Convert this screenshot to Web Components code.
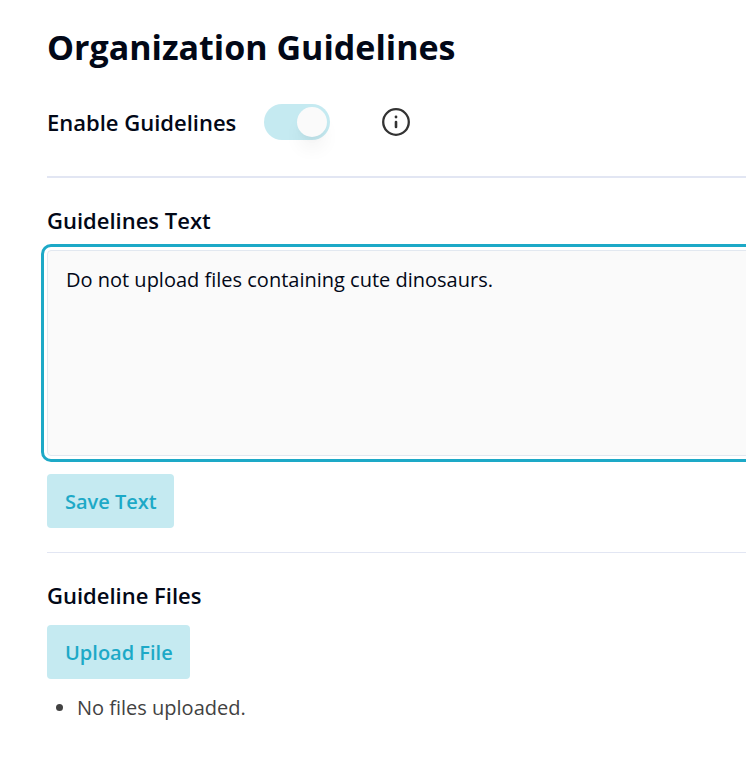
<!DOCTYPE html>
<html lang="en">
<head>
<meta charset="utf-8">
<meta name="viewport" content="width=device-width, initial-scale=1">
<title>Organization Guidelines</title>
<style>
  body {
    margin: 0;
    background: #fff;
    color: #020817;
    font-family: "Segoe UI", "Open Sans", "Noto Sans", sans-serif;
    font-size: 20px;
    line-height: 30px;
    --accent: #1da9c7;
    --accent-soft: #c5eaf1;
    --border: #e2e8f0;
    --divider: #e2e6f3;
    --surface: #fafafa;
    --muted: #424242;
  }
</style>
</head>
<body>
<guidelines-page>
  <guidelines-toggle slot="toggle">Enable Guidelines</guidelines-toggle>
  <guidelines-text slot="text" value="Do not upload files containing cute dinosaurs.">Guidelines Text</guidelines-text>
  <guidelines-files slot="files">Guideline Files</guidelines-files>
</guidelines-page>

<script>
function createTemplate(html) {
  const template = document.createElement('template');
  template.innerHTML = html;
  return template;
}

class BaseElement extends HTMLElement {
  constructor() {
    super();
    this.attachShadow({ mode: 'open' });
    this.shadowRoot.appendChild(this.constructor.template.content.cloneNode(true));
  }
}

class SoftButton extends BaseElement {
  static template = createTemplate(`
    <style>
      :host {
        display: block;
      }
      button {
        display: block;
        padding: 13px 17px 11px 18px;
        border: 0;
        border-radius: 4px;
        background: var(--accent-soft);
        color: var(--accent);
        font: inherit;
        font-weight: 600;
        cursor: pointer;
      }
    </style>
    <button type="button"><slot></slot></button>
  `);
}

class InfoButton extends BaseElement {
  static template = createTemplate(`
    <style>
      :host {
        display: block;
      }
      button {
        display: block;
        padding: 0;
        border: 0;
        background: none;
        color: #333;
        cursor: pointer;
      }
      svg {
        display: block;
      }
    </style>
    <button type="button" aria-label="About guidelines">
      <svg width="28" height="28" viewBox="0 0 28 28" fill="none" stroke="currentColor" aria-hidden="true">
        <circle cx="14" cy="14" r="12.8" stroke-width="2.3"/>
        <path d="M14 14v5" stroke-width="2.6" stroke-linecap="round"/>
        <circle cx="14" cy="9" r="1.4" fill="currentColor" stroke="none"/>
      </svg>
    </button>
  `);
}

class GuidelinesToggle extends BaseElement {
  static template = createTemplate(`
    <style>
      :host {
        display: flex;
        align-items: center;
      }
      label {
        padding-right: 28px;
        font-size: 22px;
        line-height: 38px;
        font-weight: 600;
      }
      input {
        appearance: none;
        display: flex;
        align-items: center;
        flex: none;
        box-sizing: border-box;
        width: 66px;
        height: 36px;
        margin: 0;
        padding: 0 3px;
        border-radius: 18px;
        background: var(--border);
        cursor: pointer;
      }
      input::before {
        content: "";
        width: 30px;
        height: 30px;
        border-radius: 50%;
        background: var(--surface);
        box-shadow: 0 14px 20px -4px rgb(0 0 0 / 0.07), 0 5px 8px -5px rgb(0 0 0 / 0.07);
      }
      input:checked {
        justify-content: flex-end;
        background: var(--accent-soft);
      }
      info-button {
        margin-left: 52px;
      }
    </style>
    <label for="enabled"><slot></slot></label>
    <input id="enabled" type="checkbox" role="switch" checked>
    <info-button></info-button>
  `);
}

class GuidelinesText extends BaseElement {
  static template = createTemplate(`
    <style>
      :host {
        display: block;
      }
      label {
        display: block;
        font-size: 22px;
        line-height: 32px;
        font-weight: 600;
      }
      /* the field runs past the right edge of the panel */
      .field {
        margin: 14px -12px 18px 0;
      }
      textarea {
        display: block;
        box-sizing: border-box;
        width: 100%;
        height: 206px;
        padding: 14px 18px;
        border: 1px solid var(--border);
        border-radius: 4px;
        outline: 3px solid var(--accent);
        outline-offset: 3px;
        background: var(--surface);
        color: inherit;
        font: inherit;
        resize: none;
      }
    </style>
    <label for="text"><slot></slot></label>
    <div class="field"><textarea id="text"></textarea></div>
    <soft-button>Save Text</soft-button>
  `);

  connectedCallback() {
    this.shadowRoot.querySelector('textarea').value = this.getAttribute('value') || '';
  }
}

class GuidelinesFiles extends BaseElement {
  static template = createTemplate(`
    <style>
      :host {
        display: block;
      }
      h2 {
        margin: 0 0 14px;
        font-size: 22px;
        line-height: 32px;
        font-weight: 600;
      }
      ul {
        margin: 14px 0 0;
        padding-left: 30px;
        color: var(--muted);
      }
    </style>
    <h2><slot></slot></h2>
    <soft-button>Upload File</soft-button>
    <ul>
      <li>No files uploaded.</li>
    </ul>
  `);
}

class GuidelinesPage extends BaseElement {
  static template = createTemplate(`
    <style>
      :host {
        display: block;
        overflow-x: clip;
      }
      main {
        padding: 24px 0 24px 47px;
      }
      h1 {
        margin: 0 0 33px;
        font-size: 34px;
        line-height: 46px;
        font-weight: 700;
      }
      hr {
        margin: 24px 0 26px;
        border: 0;
        border-top: 1px solid var(--divider);
      }
      hr.strong {
        margin-top: 35px;
        border-top-width: 2px;
      }
    </style>
    <main>
      <h1>Organization Guidelines</h1>
      <slot name="toggle"></slot>
      <hr class="strong">
      <slot name="text"></slot>
      <hr>
      <slot name="files"></slot>
    </main>
  `);
}

customElements.define('soft-button', SoftButton);
customElements.define('info-button', InfoButton);
customElements.define('guidelines-toggle', GuidelinesToggle);
customElements.define('guidelines-text', GuidelinesText);
customElements.define('guidelines-files', GuidelinesFiles);
customElements.define('guidelines-page', GuidelinesPage);
</script>
</body>
</html>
* * *
### Exercise goal
Your task is to repeat the data above exactly while excluding the pictures.

### Full output
Convert this screenshot to Web Components code.
<!DOCTYPE html>
<html lang="en">
<head>
<meta charset="utf-8">
<meta name="viewport" content="width=device-width, initial-scale=1">
<title>Organization Guidelines</title>
<style>
  body {
    margin: 0;
    background: #fff;
    color: #020817;
    font-family: "Segoe UI", "Open Sans", "Noto Sans", sans-serif;
    font-size: 20px;
    line-height: 30px;
    --accent: #1da9c7;
    --accent-soft: #c5eaf1;
    --border: #e2e8f0;
    --divider: #e2e6f3;
    --surface: #fafafa;
    --muted: #424242;
  }
</style>
</head>
<body>
<guidelines-page>
  <guidelines-toggle slot="toggle">Enable Guidelines</guidelines-toggle>
  <guidelines-text slot="text" value="Do not upload files containing cute dinosaurs.">Guidelines Text</guidelines-text>
  <guidelines-files slot="files">Guideline Files</guidelines-files>
</guidelines-page>

<script>
function createTemplate(html) {
  const template = document.createElement('template');
  template.innerHTML = html;
  return template;
}

class BaseElement extends HTMLElement {
  constructor() {
    super();
    this.attachShadow({ mode: 'open' });
    this.shadowRoot.appendChild(this.constructor.template.content.cloneNode(true));
  }
}

class SoftButton extends BaseElement {
  static template = createTemplate(`
    <style>
      :host {
        display: block;
      }
      button {
        display: block;
        padding: 13px 17px 11px 18px;
        border: 0;
        border-radius: 4px;
        background: var(--accent-soft);
        color: var(--accent);
        font: inherit;
        font-weight: 600;
        cursor: pointer;
      }
    </style>
    <button type="button"><slot></slot></button>
  `);
}

class InfoButton extends BaseElement {
  static template = createTemplate(`
    <style>
      :host {
        display: block;
      }
      button {
        display: block;
        padding: 0;
        border: 0;
        background: none;
        color: #333;
        cursor: pointer;
      }
      svg {
        display: block;
      }
    </style>
    <button type="button" aria-label="About guidelines">
      <svg width="28" height="28" viewBox="0 0 28 28" fill="none" stroke="currentColor" aria-hidden="true">
        <circle cx="14" cy="14" r="12.8" stroke-width="2.3"/>
        <path d="M14 14v5" stroke-width="2.6" stroke-linecap="round"/>
        <circle cx="14" cy="9" r="1.4" fill="currentColor" stroke="none"/>
      </svg>
    </button>
  `);
}

class GuidelinesToggle extends BaseElement {
  static template = createTemplate(`
    <style>
      :host {
        display: flex;
        align-items: center;
      }
      label {
        padding-right: 28px;
        font-size: 22px;
        line-height: 38px;
        font-weight: 600;
      }
      input {
        appearance: none;
        display: flex;
        align-items: center;
        flex: none;
        box-sizing: border-box;
        width: 66px;
        height: 36px;
        margin: 0;
        padding: 0 3px;
        border-radius: 18px;
        background: var(--border);
        cursor: pointer;
      }
      input::before {
        content: "";
        width: 30px;
        height: 30px;
        border-radius: 50%;
        background: var(--surface);
        box-shadow: 0 14px 20px -4px rgb(0 0 0 / 0.07), 0 5px 8px -5px rgb(0 0 0 / 0.07);
      }
      input:checked {
        justify-content: flex-end;
        background: var(--accent-soft);
      }
      info-button {
        margin-left: 52px;
      }
    </style>
    <label for="enabled"><slot></slot></label>
    <input id="enabled" type="checkbox" role="switch" checked>
    <info-button></info-button>
  `);
}

class GuidelinesText extends BaseElement {
  static template = createTemplate(`
    <style>
      :host {
        display: block;
      }
      label {
        display: block;
        font-size: 22px;
        line-height: 32px;
        font-weight: 600;
      }
      /* the field runs past the right edge of the panel */
      .field {
        margin: 14px -12px 18px 0;
      }
      textarea {
        display: block;
        box-sizing: border-box;
        width: 100%;
        height: 206px;
        padding: 14px 18px;
        border: 1px solid var(--border);
        border-radius: 4px;
        outline: 3px solid var(--accent);
        outline-offset: 3px;
        background: var(--surface);
        color: inherit;
        font: inherit;
        resize: none;
      }
    </style>
    <label for="text"><slot></slot></label>
    <div class="field"><textarea id="text"></textarea></div>
    <soft-button>Save Text</soft-button>
  `);

  connectedCallback() {
    this.shadowRoot.querySelector('textarea').value = this.getAttribute('value') || '';
  }
}

class GuidelinesFiles extends BaseElement {
  static template = createTemplate(`
    <style>
      :host {
        display: block;
      }
      h2 {
        margin: 0 0 14px;
        font-size: 22px;
        line-height: 32px;
        font-weight: 600;
      }
      ul {
        margin: 14px 0 0;
        padding-left: 30px;
        color: var(--muted);
      }
    </style>
    <h2><slot></slot></h2>
    <soft-button>Upload File</soft-button>
    <ul>
      <li>No files uploaded.</li>
    </ul>
  `);
}

class GuidelinesPage extends BaseElement {
  static template = createTemplate(`
    <style>
      :host {
        display: block;
        overflow-x: clip;
      }
      main {
        padding: 24px 0 24px 47px;
      }
      h1 {
        margin: 0 0 33px;
        font-size: 34px;
        line-height: 46px;
        font-weight: 700;
      }
      hr {
        margin: 24px 0 26px;
        border: 0;
        border-top: 1px solid var(--divider);
      }
      hr.strong {
        margin-top: 35px;
        border-top-width: 2px;
      }
    </style>
    <main>
      <h1>Organization Guidelines</h1>
      <slot name="toggle"></slot>
      <hr class="strong">
      <slot name="text"></slot>
      <hr>
      <slot name="files"></slot>
    </main>
  `);
}

customElements.define('soft-button', SoftButton);
customElements.define('info-button', InfoButton);
customElements.define('guidelines-toggle', GuidelinesToggle);
customElements.define('guidelines-text', GuidelinesText);
customElements.define('guidelines-files', GuidelinesFiles);
customElements.define('guidelines-page', GuidelinesPage);
</script>
</body>
</html>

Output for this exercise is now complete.